Bağlanmak yalnızca duygusal bir ihtiyaç değil, aynı zamanda biyolojik bir ihtiyaçtır — bizi duygusal olarak düzenler, aynalar ve varlığımıza anlam kazandırır. Nitekim insan beyninde birçok nörobiyolojik mekanizma bağ kurma ve bağlanmamızı kolaylaştıracak şekilde evrimleşmiştir. Beynimiz bağ kurduğumuzda güvenli hissedecek şekilde tasarlanmıştır. Sosyal sinirbilim araştırmaları, bağ kurma anlarında beynin empati ve ödül merkezlerinin birlikte aktive olduğunu gösterir. Nörobilimsel olarak da bu karşılıklı “görülme” hali, beynin ayna nöron sistemini ve ventromedial prefrontal korteks gibi empatiyle ilişkili bölgeleri aktive eder. Sevdiğimiz biriyle temas ettiğimizde ya da güvenli bir ilişki içindeyken oksitosin adı verilen “bağlanma hormonu” salınır. Oksitosin hem sakinleştirici hem de güven duygusunu pekiştirici etki yapar; kalp atışlarını düzenler, stresi azaltır, empatiyi artırır. Aynı zamanda dopamin sistemi de devreye girer. Dopamin, bağ kurmanın “ödül” hissini yaratır — birine yakınlık hissettiğimizde beynimiz, tıpkı bir başarı ya da haz anında olduğu gibi dopamin salgılar. Bu nedenle ilişkiler sürdürüldükçe beyin, bu tatmin duygusunu yeniden arar.
Ancak bağlanma yalnızca ödül devreleriyle sınırlı değildir. Amigdala ve prefrontal korteks arasındaki denge, ilişkilerde güven ve korku arasındaki hassas çizgiyi belirler. Güvenli bağlanmış bireylerde, beyin tehdit algısını daha iyi düzenler; terk edilme ya da reddedilme korkusu daha az yoğun yaşanır. Yani biyolojik düzeyde, bağlanma sistemimiz hem haz arayışı hem de tehditten korunma üzerine kuruludur. Bu iki sistemin uyum içinde çalışması, sağlıklı ilişkilerin nörobiyolojik temelini oluşturur.

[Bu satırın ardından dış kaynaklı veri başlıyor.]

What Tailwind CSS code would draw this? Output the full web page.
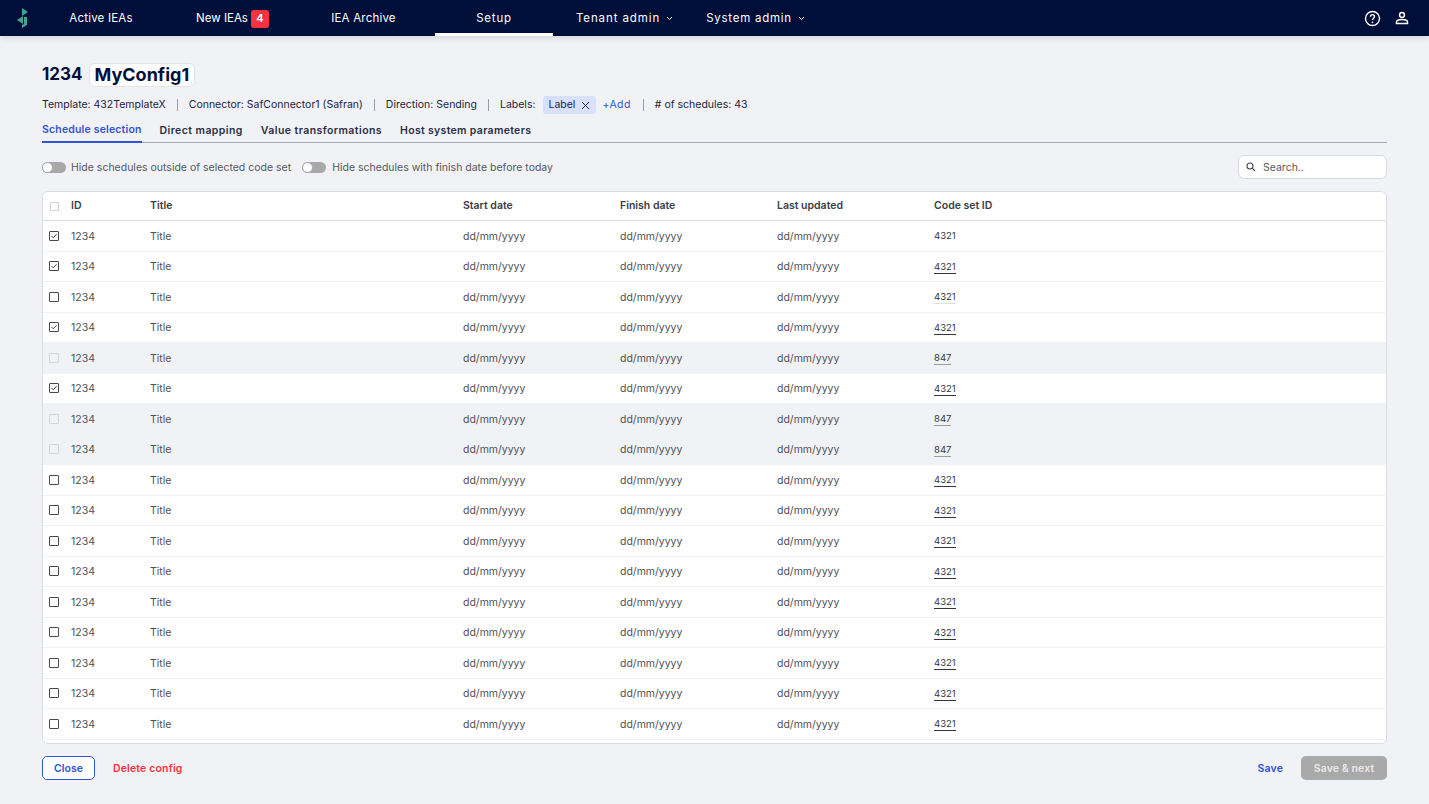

Varoluşsal açıdan bağ kurmak anlam üretmenin bir yoludur. İnsan ancak başkaları ile kurduğu bağlar aracılığıyla kendi kimliğini, değerlerini ve duygularını anlamlandırabilir. Yalnız da var olabiliriz ama bağ kurduğumuzda hayatın anlamını daha derinden hissederiz. Sevgi, dostluk, aidiyet duygusu insanın varlığının yankısını bulduğu yerlerdir. Bağ, sadece “birine yakın olma” hali değildir; kendini görme ve görülme deneyimidir. Yani karşımızdaki kişi bizi anladığında, duygularımıza yer açtığında, içsel deneyimimiz dış dünyada yankı bulur. Bu da “ben varım” hissini güçlendirir. İlişkiler bir tür ayna görevi görür. Bir başkası bizi sevdiğinde “sevilebilir” biri olduğumuz hissederiz. Benzer şekilde; bir başkasını yürekten sevdiğimizde de ruhumuzun “sevebilen” halini deneyimleriz. Japon yazar Haruki Murakami’nin 1Q84 isimli kitabında söylediği gibi: “Yürekten sevdiğin bir insan varsa, bir kişi olsun yeter, hayatın kurtulmuş demektir”.3
Bağsızlık: Dijitalleşmenin ve pandeminin getirdiği yeni trend
İnsanoğlu dijitalleşmenin etkisiyle her ne kadar çok fazla bağlantı içindeyse de aslında en bağsız dönemini yaşıyor. Bağ kurmama/kuramama ya da yüzeysel bağlar kurma olarak tarif edebileceğimiz bağsızlık hali çağımızın koşullarının bir sonucudur.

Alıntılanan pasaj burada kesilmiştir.